In other words, Wordsworth’s style of writing within this poem demonstrates an attempt to capture the thoughts of the past, the reflections of the mature poet, the changes of time, and the immediacy of the moment as it shapes and informs the work being done.

Through his choice of content and his style of writing, Wordsworth captures a sense of the tremendous changes that were occurring in his world on every level of existence. Definitions were shifting regarding what it meant to be a man, an Englishman, landowning, wealthy, poor, city, or country. Religions were being questioned with sometimes dire consequences should the wrong answer be provided and landscapes were changing with the crowding of factories, people, and pollution. In his attempts to capture a sense of the beauty that was passing away before him and the visible changes occurring within the human psyche, Wordsworth describes his times and contributes to the development of a new form of literature.

References

Greenblatt, Stephen (Ed.). (2005). “Introduction: The Victorian Age.” The Norton Anthology of English Literature. Vol. 8. New York: W.W. Norton.

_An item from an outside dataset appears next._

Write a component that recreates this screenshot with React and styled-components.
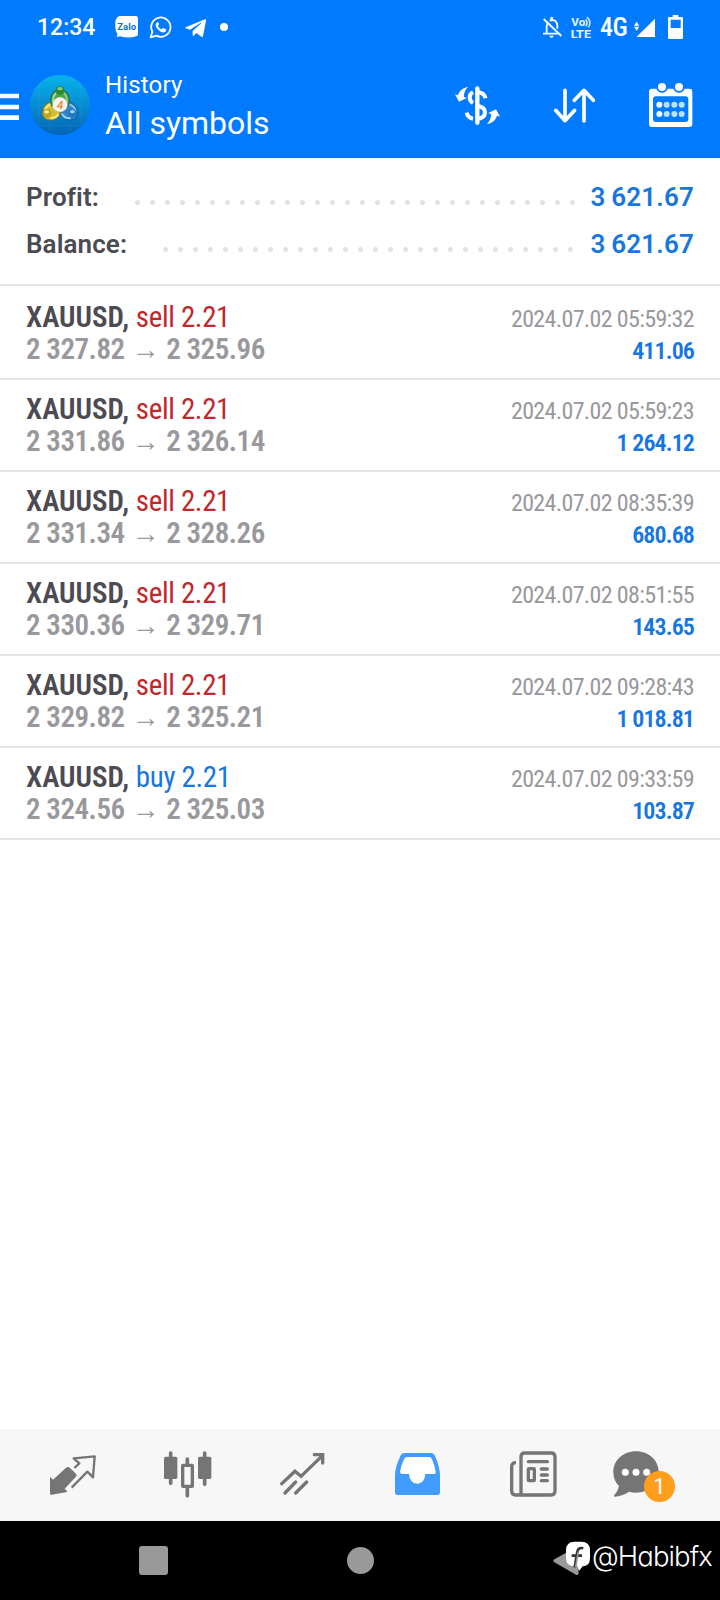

Holman, C. Hugh & Harmon, William. (August 18, 2001). “Definitions from A Handbook to Literature, 6th Ed.” On American Romaticism. Web.

“Introduction to Romanticism.” (2001). A Guide to the Study of Literature: A Companion Text for Core Studies 6, Landmarks of Literature. New York: Brooklyn College. Web.

Reed, Mark. (1970). “The Speaker of the Prelude.Bicentenary Wordsworth Studies: In Memory of John Allen Finch. Jonathon Wordsworth (Ed.). Ithaca, NY: Cornell University Press.

Wellek, Rene. (2003). “Romanticism in Literature.” Dictionary of the History of Ideas. Charlottesville, VA: University of Virginia, (2003). Web.

Wordsworth, William. (1888). “Intimations of Immortality from Recollections of Early Childhood.” The Complete Poetical Works. London: Macmillan and Company. Web.